Library Loot is a weekly event co-hosted by Claire from The Captive Reader and Sharlene from Real Life Reading that encourages bloggers to share the books they’ve checked out from the library. If you’d like to participate, just write up your post-feel free to steal the button-and link it using the Mr. Linky any time during the week. And of course check out what other participants are getting from their libraries.
Sharlene has the link this week.
Sorry for Your Trouble by Ann Marie Hourihane – a look a how death is handled in modern Ireland. I started reading this on the bus home from the library and couldn’t put it down.
Cousin Cinderella by Sara Jeannette Duncan – after enjoying Duncan’s An American Girl in London from 1891 (which I hope to manage a review of soon), I’m intrigued to see how this later book from 1908 about a Canadian girl and her brother in London differs.
The Day My Grandfather Was a Hero by Paulus Hochgatterer – a novella set in Austria at the end of WWII, I’ve been wanting to read this for a while but had trouble finding a copy. University library to the rescue!
Confessions by A.N. Wilson – a memoir focusing on the biographer’s early years.
Homelands by Chitra Ramaswamy – an intriguing look at “how a place becomes a home, what makes a family put down roots, and how hatred can tear them out” (from the Guardian review) and the friendship between Ramaswamy and a nonagenarian who came to Britain through the Kindertransport.

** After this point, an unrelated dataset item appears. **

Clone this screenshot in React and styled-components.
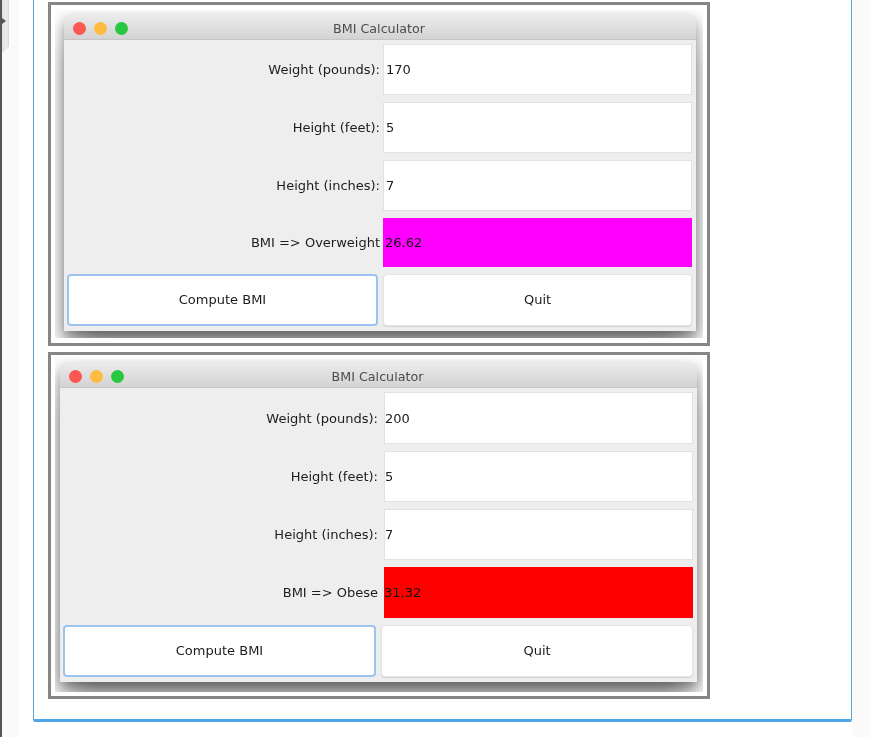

The Monk Downstairs by Tim Farrington – My library has lost its copy of this so I was happy to be able to track it down from the university library. Recommended by Nancy Pearl: “A graphic designer who has given up on men and a monk who has lost his faith in God meet and fall – most tentatively – in love.”
What did you pick up this week?
Oh, now I am curious about Cousin Cinderella! I remember enjoying An American Girl in London but not much else about it.
That’s probably a fair legacy for An American Girl in London – enjoyable but not memorable. I’d be happy if I feel the same about CC
Those first two are particularly intriguing, thanks for sharing!
Sorry for Your Trouble was surprisingly excellent. I’d highly recommend it.
Sorry for your trouble and The monk downstairs are the two for me which look intriguing. Thank you for the updates.
Glad to have caught your interest with those two!
Olive Again by Elizabeth Strout. My local library has a nice coffee shop so I make a point of having my coffee and snack there rather than a Costa or Starbucks. I’d like to read the AN Wilson.
Wow, I’ve never seen a library with a coffee shop! Very cool.
Such interesting picks! And hooray for finding books at the university library!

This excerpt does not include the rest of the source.